A discrepancy between the issuer’s reported sales to a Hong Kong distributor and the distributor’s declared trade finance utilization is a strong indicator of channel stuffing. In the 2025 IPO of a Cayman-incorporated logistics company, the sponsor discovered that HKD 85 million of reported sales to a Hong Kong distributor were not supported by any trade finance documentation—the distributor had paid for the inventory using personal loans from the issuer’s controlling shareholder. The SFC required the issuer to restate its revenue downward by 12% (HKEX Filing Update, 28 February 2025).

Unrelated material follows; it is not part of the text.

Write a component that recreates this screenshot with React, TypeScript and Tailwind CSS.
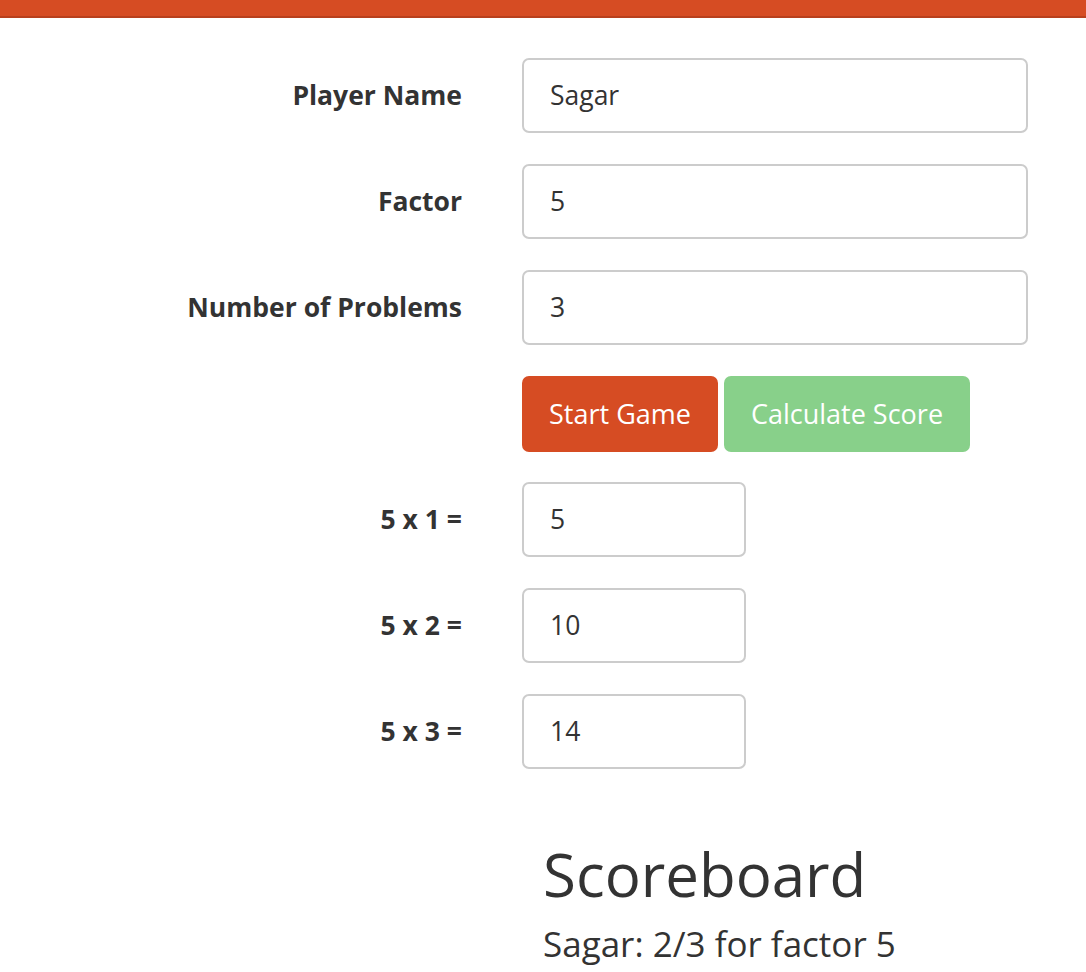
import React from "react";

const font = { fontFamily: '"Open Sans", "Noto Sans", sans-serif' };

function Row({ label, value, small }: { label: string; value: string; small?: boolean }) {
  return (
    <div className="flex items-center mb-[31px]">
      <label className="w-[462px] text-right font-bold text-[26.5px] text-[#333333] shrink-0">{label}</label>
      <div className="ml-[60px]">
        <div
          className={`h-[75px] border-2 border-[#cccccc] rounded-[7px] flex items-center pl-[26px] text-[26.5px] text-[#333333] ${small ? "w-[224px]" : "w-[506px]"}`}
        >
          {value}
        </div>
      </div>
    </div>
  );
}

export default function App() {
  return (
    <div className="min-h-[972px] bg-white" style={font}>
      <div className="h-[16px] bg-[#d64c23]" />
      <div className="h-[2px] bg-[#b8401d]" />
      <div className="pt-[40px]">
        <Row label="Player Name" value="Sagar" />
        <Row label="Factor" value="5" />
        <Row label="Number of Problems" value="3" />
        <div className="flex mb-[30px]">
          <div className="w-[462px] shrink-0" />
          <div className="ml-[60px] flex gap-[6px]">
            <div className="h-[76px] w-[196px] rounded-[7px] bg-[#d64c23] text-white text-[27px] flex items-center justify-center">
              Start Game
            </div>
            <div className="h-[76px] w-[246px] rounded-[7px] bg-[#88d08a] text-white text-[27px] flex items-center justify-center">
              Calculate Score
            </div>
          </div>
        </div>
        <Row label="5 x 1 =" value="5" small />
        <Row label="5 x 2 =" value="10" small />
        <Row label="5 x 3 =" value="14" small />
        <div className="pl-[543px] pt-[38px] text-[#333333]">
          <h1 className="text-[60px] leading-[72px] m-0">Scoreboard</h1>
          <p className="text-[35px] leading-[48px] mt-[10px]">Sagar: 2/3 for factor 5</p>
        </div>
      </div>
    </div>
  );
}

US-Listed Comparables and the SEC’s Influence on HKEX Standards
While not directly binding, the SEC’s 2023 guidance on channel inventory disclosures (SEC Staff Accounting Bulletin No. 121) has influenced HKEX’s approach. The SEC requires issuers to disclose the methodology used to estimate channel inventory levels and to provide a sensitivity analysis showing the impact of a 10% change in estimates.
HKEX’s 2025 joint statement adopts a similar approach: issuers must disclose the range of possible channel inventory levels and the assumptions underlying their estimates. For CFOs and company secretaries preparing for a dual listing (HKEX + Nasdaq), aligning disclosures with both regulators’ requirements is now standard practice. The cost of non-compliance: a Nasdaq-listed PRC company was fined USD 2.5 million in 2024 for failing to disclose channel inventory assumptions that differed materially from its HKEX prospectus (SEC Administrative Proceeding, 12 March 2024).

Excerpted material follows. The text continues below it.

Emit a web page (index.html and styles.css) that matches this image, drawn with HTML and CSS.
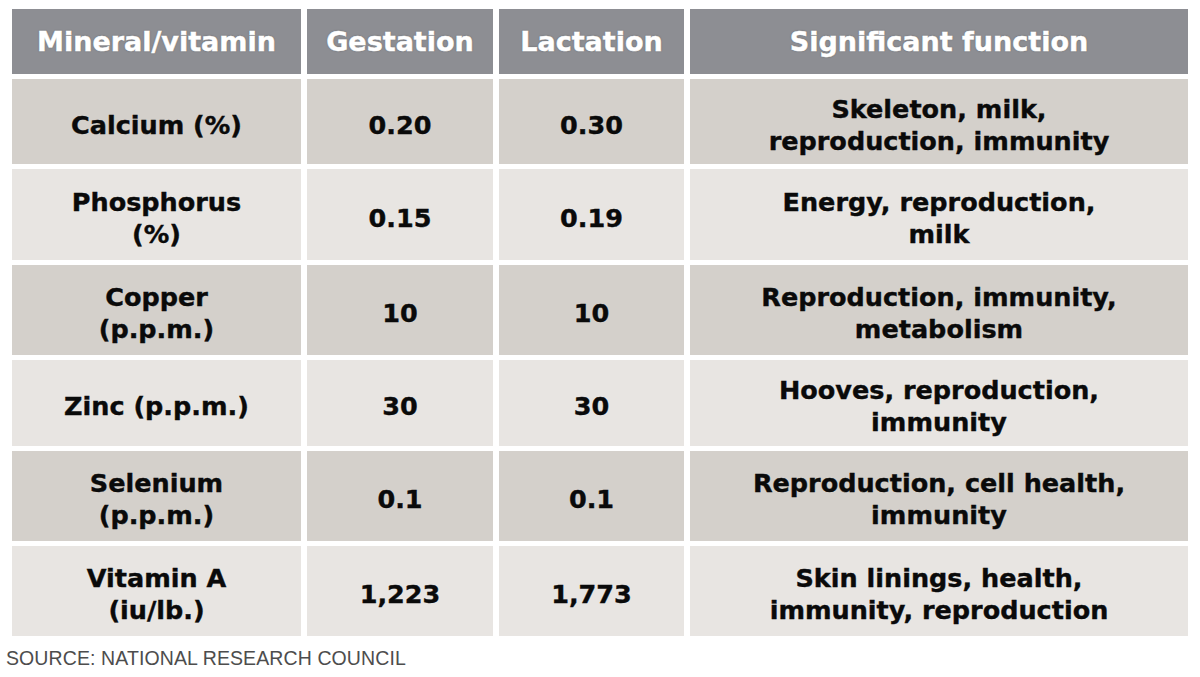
FILE: index.html
```html
<!DOCTYPE html>
<html>
<head>
<meta charset="utf-8">
<link rel="stylesheet" href="styles.css">
</head>
<body>
<div class="page">
  <div class="table">
    <div class="cell head">Mineral/vitamin</div>
    <div class="cell head">Gestation</div>
    <div class="cell head">Lactation</div>
    <div class="cell head">Significant function</div>

    <div class="cell dark">Calcium (%)</div>
    <div class="cell dark">0.20</div>
    <div class="cell dark">0.30</div>
    <div class="cell dark">Skeleton, milk,<br>reproduction, immunity</div>

    <div class="cell light">Phosphorus<br>(%)</div>
    <div class="cell light">0.15</div>
    <div class="cell light">0.19</div>
    <div class="cell light">Energy, reproduction,<br>milk</div>

    <div class="cell dark">Copper<br>(p.p.m.)</div>
    <div class="cell dark">10</div>
    <div class="cell dark">10</div>
    <div class="cell dark">Reproduction, immunity,<br>metabolism</div>

    <div class="cell light">Zinc (p.p.m.)</div>
    <div class="cell light">30</div>
    <div class="cell light">30</div>
    <div class="cell light">Hooves, reproduction,<br>immunity</div>

    <div class="cell dark">Selenium<br>(p.p.m.)</div>
    <div class="cell dark">0.1</div>
    <div class="cell dark">0.1</div>
    <div class="cell dark">Reproduction, cell health,<br>immunity</div>

    <div class="cell light">Vitamin A<br>(iu/lb.)</div>
    <div class="cell light">1,223</div>
    <div class="cell light">1,773</div>
    <div class="cell light">Skin linings, health,<br>immunity, reproduction</div>
  </div>
  <p class="source">SOURCE: NATIONAL RESEARCH COUNCIL</p>
</div>
</body>
</html>
```
FILE: styles.css
```css
html, body {
  margin: 0;
  padding: 0;
  background: #ffffff;
}

.page {
  padding-top: 9px;
}

.table {
  margin-left: 12px;
  display: grid;
  grid-template-columns: 289px 186px 185px 498px;
  grid-template-rows: 65px 85px 91px 90px 86px 90px 90px;
  column-gap: 6px;
  row-gap: 5px;
  font-family: "DejaVu Sans", "Liberation Sans", sans-serif;
}

.cell {
  display: flex;
  align-items: center;
  justify-content: center;
  text-align: center;
  font-weight: 700;
  font-size: 25.5px;
  line-height: 32px;
  color: #0a0a0a;
  padding-top: 6px;
  -webkit-text-stroke: 0.4px #0a0a0a;
}

.head {
  background: #8d8e93;
  color: #ffffff;
  font-size: 27px;
  padding-top: 0;
  -webkit-text-stroke: 0.5px #ffffff;
  text-shadow: 0 0 1.5px rgba(50, 50, 50, 0.7);
}

.dark {
  background: #d4d0cb;
}

.light {
  background: #e8e5e2;
}

.source {
  margin: 11px 0 0 6px;
  font-family: "Liberation Sans", Arial, sans-serif;
  font-size: 19.5px;
  line-height: 22px;
  letter-spacing: 0.1px;
  color: #4d4d4d;
}
```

Practical Due Diligence: What Sponsors and Project Teams Must Do
Distributor Audits: Physical Verification and Data Reconciliation
The 2025 joint statement mandates that sponsors conduct physical inventory counts at a sample of distributor warehouses. The sample size must be statistically significant—at least 20% of distributors by revenue, or five distributors, whichever is larger.
The physical count must be reconciled against the issuer’s sales records and the distributor’s own books. Any variance exceeding 5% requires a written explanation from the distributor and the issuer. If the variance cannot be explained, the sponsor must consider whether the revenue is recognized appropriately.
A 2024 case study: the sponsor of a GEM-listed food and beverage issuer conducted physical counts at three of its twelve PRC distributors. The counts revealed that 35% of the inventory recorded as sold by the issuer was physically present in the distributor’s warehouse but had not been paid for—the distributor had a verbal agreement to return unsold stock. The sponsor required the issuer to defer HKD 18 million in revenue (HKEX GEM Listing Decision GD-2024-09).
Third-Party Data Validation: POS Data and Distributor Audits
Where available, point-of-sale (POS) data from retailers is the gold standard for sell-through verification. The sponsor should obtain POS data for at least 12 months and cross-reference it with the issuer’s sell-in data for the same period.
In the absence of POS data, the sponsor must obtain distributor sales reports and audit them. The audit should cover:
- Reconciliation of distributor sales to bank deposits
- Verification of end-customer invoices
- Confirmation of payment terms and credit limits
The SFC’s 2024 enforcement action against a PRC-based toy manufacturer highlighted the importance of this step: the issuer reported HKD 320 million in sales to a single distributor, but the distributor’s bank statements showed only HKD 45 million in deposits from end customers. The remaining HKD 275 million was funded by loans from the issuer’s parent company. The SFC imposed a HKD 30 million fine and required the issuer to appoint an independent auditor to review its distribution controls (SFC Disciplinary Action Notice, 18 October 2024).
Contractual Analysis: Identifying Hidden Risks
Every distribution contract must be reviewed for clauses that transfer inventory risk back to the issuer. The 2025 joint statement provides a non-exhaustive list of red-flag clauses:
- Unilateral return rights: The distributor can return inventory without cause.
- Price protection beyond 90 days: The issuer must refund the distributor if it lowers prices.
- Stock rotation agreements: The issuer must replace slow-moving inventory with new products.
- Consignment-like terms: The distributor pays only upon sell-through.
If any of these clauses exist, the sponsor must assess whether revenue recognition is appropriate under HKFRS 15 (Revenue from Contracts with Customers). The SFC’s 2023 guidance on HKFRS 15 (SFC Circular to Issuers, 12 December 2023) states that revenue cannot be recognized if the customer does not have control of the asset—and control requires the ability to direct the use of and obtain substantially all of the remaining benefits from the asset.
Actionable Takeaways
- Verify DIO against industry benchmarks: Any channel DIO exceeding 90 days for consumer goods or 120 days for industrial products must be supported by independent sell-through data, not management representations.
- Cross-reference sell-through rates with trade finance documentation: For Hong Kong and PRC distributors, obtain bank statements and trade finance records to confirm that inventory purchases are funded by genuine end-customer demand.
- Audit distribution contracts for risk-transfer clauses: Identify any return rights, price protection, or stock rotation agreements that shift inventory risk back to the issuer—these require deferred revenue recognition under HKFRS 15.
- Conduct physical inventory counts at a statistically significant sample of distributors: A variance exceeding 5% between physical counts and issuer records triggers a mandatory write-down or revenue deferral.
- Disclose all assumptions and sensitivities: Under the 2025 joint statement, issuers must provide a range of possible channel inventory levels and the impact of a 10% change in key assumptions—failure to do so risks an SFC enforcement action and potential IPO withdrawal.